In this week's #BlessedIsShe, we meet Helen Vincent, Alto Lay Clerk in the Cathedral Choir.
Tomorrow at 6.00pm the Cathedral Choir will be singing at the Advent Procession, the traditional start of Advent. On Wednesday, Evensong at 3.30pm will be broadcast live on BBC Radio 3. December is one of the busiest times of the choir's year, as we approach Christmas.
In this centenary year of women's suffrage, we are celebrating the women who play important roles in the daily life of the Cathedral community.
Each Saturday of the year, we will be sharing a different story here and across our social media.

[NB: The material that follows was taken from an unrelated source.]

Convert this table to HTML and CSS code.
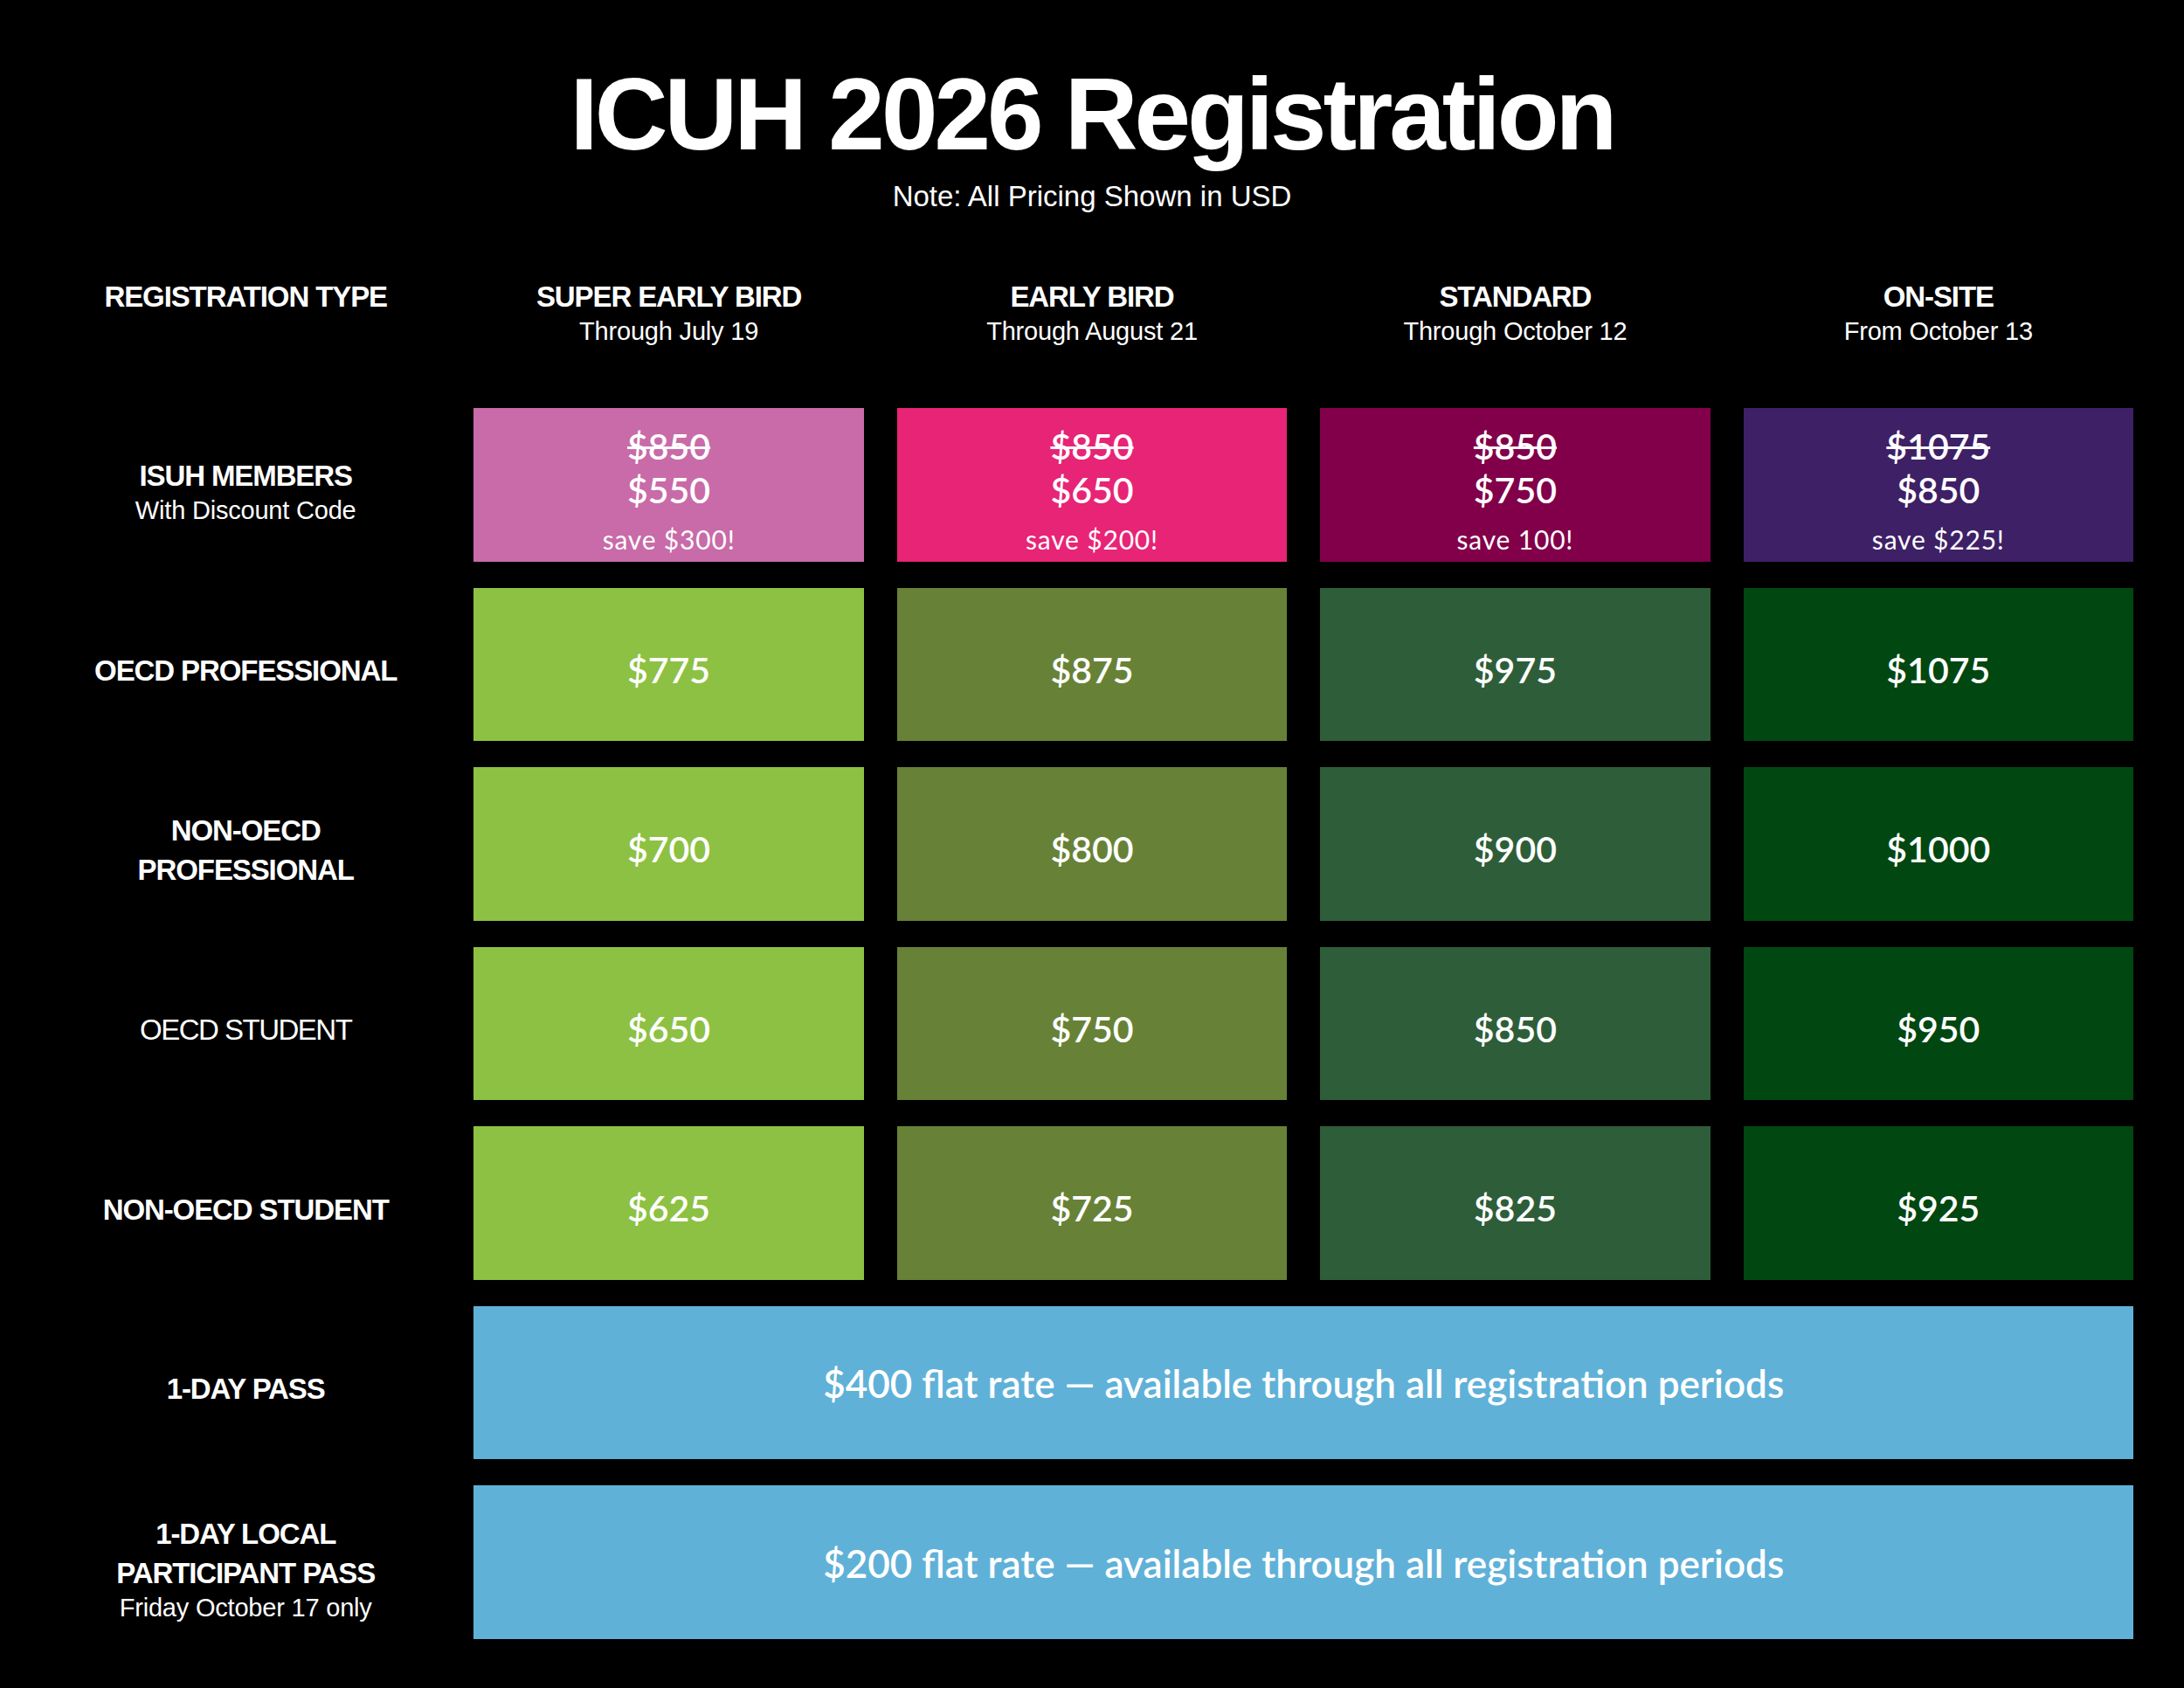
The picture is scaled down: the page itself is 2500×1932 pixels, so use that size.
FILE: index.html
```html
<!DOCTYPE html>
<html lang="en">
<head>
<meta charset="utf-8">
<title>ICUH 2026 Registration</title>
<link rel="stylesheet" href="styles.css">
</head>
<body>
<main class="page">
  <h1 class="title">ICUH 2026 Registration</h1>
  <p class="note">Note: All Pricing Shown in USD</p>

  <section class="grid">
    <div class="head label-col"><div class="lbl">REGISTRATION TYPE</div></div>
    <div class="head"><div class="lbl">SUPER EARLY BIRD</div><div class="sub">Through July 19</div></div>
    <div class="head"><div class="lbl">EARLY BIRD</div><div class="sub">Through August 21</div></div>
    <div class="head"><div class="lbl">STANDARD</div><div class="sub">Through October 12</div></div>
    <div class="head"><div class="lbl">ON-SITE</div><div class="sub">From October 13</div></div>

    <div class="rowlabel"><div class="lbl">ISUH MEMBERS</div><div class="sub">With Discount Code</div></div>
    <div class="cell member m1"><div class="old">$850</div><div class="price">$550</div><div class="save">save $300!</div></div>
    <div class="cell member m2"><div class="old">$850</div><div class="price">$650</div><div class="save">save $200!</div></div>
    <div class="cell member m3"><div class="old">$850</div><div class="price">$750</div><div class="save">save 100!</div></div>
    <div class="cell member m4"><div class="old">$1075</div><div class="price">$850</div><div class="save">save $225!</div></div>

    <div class="rowlabel"><div class="lbl">OECD PROFESSIONAL</div></div>
    <div class="cell g1"><div class="price">$775</div></div>
    <div class="cell g2"><div class="price">$875</div></div>
    <div class="cell g3"><div class="price">$975</div></div>
    <div class="cell g4"><div class="price">$1075</div></div>

    <div class="rowlabel"><div class="lbl">NON-OECD<br>PROFESSIONAL</div></div>
    <div class="cell g1"><div class="price">$700</div></div>
    <div class="cell g2"><div class="price">$800</div></div>
    <div class="cell g3"><div class="price">$900</div></div>
    <div class="cell g4"><div class="price">$1000</div></div>

    <div class="rowlabel"><div class="lbl regular">OECD STUDENT</div></div>
    <div class="cell g1"><div class="price">$650</div></div>
    <div class="cell g2"><div class="price">$750</div></div>
    <div class="cell g3"><div class="price">$850</div></div>
    <div class="cell g4"><div class="price">$950</div></div>

    <div class="rowlabel"><div class="lbl">NON-OECD STUDENT</div></div>
    <div class="cell g1"><div class="price">$625</div></div>
    <div class="cell g2"><div class="price">$725</div></div>
    <div class="cell g3"><div class="price">$825</div></div>
    <div class="cell g4"><div class="price">$925</div></div>

    <div class="rowlabel"><div class="lbl">1-DAY PASS</div></div>
    <div class="cell flat"><div class="flat-text">$400 flat rate — available through all registration periods</div></div>

    <div class="rowlabel"><div class="lbl">1-DAY LOCAL<br>PARTICIPANT PASS</div><div class="sub">Friday October 17 only</div></div>
    <div class="cell flat"><div class="flat-text">$200 flat rate — available through all registration periods</div></div>
  </section>
</main>
</body>
</html>
```

FILE: styles.css
```css
html, body {
  margin: 0;
  padding: 0;
  background: #000;
}

body {
  width: 2500px;
  height: 1932px;
  color: #fff;
  font-family: "Liberation Sans", Arial, sans-serif;
  overflow: hidden;
}

.page {
  padding-top: 73px;
}

.title {
  margin: 0;
  font-size: 116px;
  line-height: 116px;
  font-weight: 700;
  letter-spacing: -4px;
  text-align: center;
}

.note {
  margin: 19px 0 0;
  font-size: 33px;
  line-height: 33px;
  font-weight: 400;
  text-align: center;
}

.grid {
  margin-top: 76px;
  padding: 0 58px;
  display: grid;
  grid-template-columns: repeat(5, 1fr);
  grid-template-rows: auto repeat(7, 175.5px);
  column-gap: 38px;
  row-gap: 30px;
}

.head {
  margin-bottom: 40px;
  text-align: center;
}

.lbl {
  font-size: 33px;
  line-height: 45px;
  font-weight: 700;
  letter-spacing: -1.1px;
}

.lbl.regular {
  font-weight: 400;
  letter-spacing: -1.5px;
}

.sub {
  font-size: 29px;
  line-height: 35px;
  font-weight: 400;
  letter-spacing: -0.2px;
}

.rowlabel {
  display: flex;
  flex-direction: column;
  justify-content: center;
  align-items: center;
  text-align: center;
  padding-top: 15px;
}

.cell {
  display: flex;
  flex-direction: column;
  justify-content: center;
  align-items: center;
  padding-top: 13px;
  box-sizing: border-box;
  font-family: "Lato", "Noto Sans", sans-serif;
  color: #fff;
}

.price,
.old {
  font-size: 41px;
  line-height: 50px;
  font-weight: 600;
}

.old {
  text-decoration: line-through;
  text-decoration-thickness: 3px;
}

.save {
  margin-top: 13px;
  font-size: 30px;
  line-height: 36px;
  font-weight: 400;
  letter-spacing: 0.8px;
}

.member {
  padding-top: 12px;
}

.m1 { background: #c86ba8; }
.m2 { background: #e72476; }
.m3 { background: #82004a; }
.m4 { background: #3e2066; }

.g1 { background: #8dc143; }
.g2 { background: #678237; }
.g3 { background: #2e5e39; }
.g4 { background: #014711; }

.flat {
  grid-column: span 4;
  background: #60b1d8;
  padding-top: 2px;
}

.flat-text {
  font-size: 44px;
  line-height: 52px;
  font-weight: 600;
  letter-spacing: 0;
}
```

Follow us on Twitter, Facebook, and Instagram, and search for the #BlessedIsShe hashtag.
What’s your connection with Bristol Cathedral?
I sing throughout the year with Bristol Cathedral Choir as one of the two Alto Lay Clerks. We also have a female Choral Scholar in our ranks!
How long have you been associated with the Cathedral?
I’m relatively new to the Cathedral, but already feel a part of the community here. I was offered the position of Lay Clerk in 2016 and made my debut with the choir on their tour to Bordeaux during the summer of that year.
What first drew you to Bristol Cathedral?
I already knew in my mind that I wanted to sing with a cathedral choir, so when I saw that the Cathedral was openly welcoming women into the role of Lay Clerk, I decided to see if this is where I wanted to put down roots. I feel at home here in Bristol and the city offers so many opportunities, which was exactly what I needed. I’m definitely proud to call it my home.
What have been some of your personal highlights?
I first officially met the choir on the tour bus to Bordeaux! It was a great way to spend quality time with my new colleagues and to get to know everyone. Despite some very long coach journeys the scenery, experiences, music and company were truly something I will cherish. Recordings and broadcasts have also become a part of life as a professional choral singer, but it was a proud moment to sing with the choir at the start of my time here in 2016 for my first Christmas broadcast live on the television.
Since then, I’ve experienced two wonderful years with the choir throughout the seasons. In addition to this, I have sung the National Anthem as part of a quartet in front of the FBI, provided close harmony with the back row for private events and endured a hail-storm last November during the Remembrance Sunday service at the Cenotaph. All of these things combine to make singing with the choir a truly unique, interesting and rewarding experience.
What would you like to see the Cathedral doing over the next few years?
I am encouraged by the Cathedral’s attitude towards women. They truly value every member of the community. I hope that this continues to be important when it comes to the life of the music department and the Cathedral as a whole. The girl choristers now have role models to look up to when it comes to cathedral music, so my position in the choir not only impacts on the future of the Cathedral, but is part of an interesting and exciting time for cathedral music across the country.
I would also like to see the choir continue to be involved in the life of the city and to keep moving with the times alongside valuing its rich history. It would be lovely to continue to perform and explore modern works and commissions to expand our repertoire. Perhaps once we are able to reach our target with raising funds for the organ restoration project, we can use the opportunity to celebrate music in the life of the cathedral in full force!
What does the Cathedral mean for you?
I think my life would feel incomplete without the Cathedral. From the outset, everyone has made me feel welcome and I get a real sense of belonging from that. The warmth and friendliness of those who work and worship here really brings the community to life and I have a lot to thank my colleagues in the choir for that too. I am proud of the work of the cathedral and I know that they endeavour to have a positive impact on not just the cathedral community, but on the city as a whole.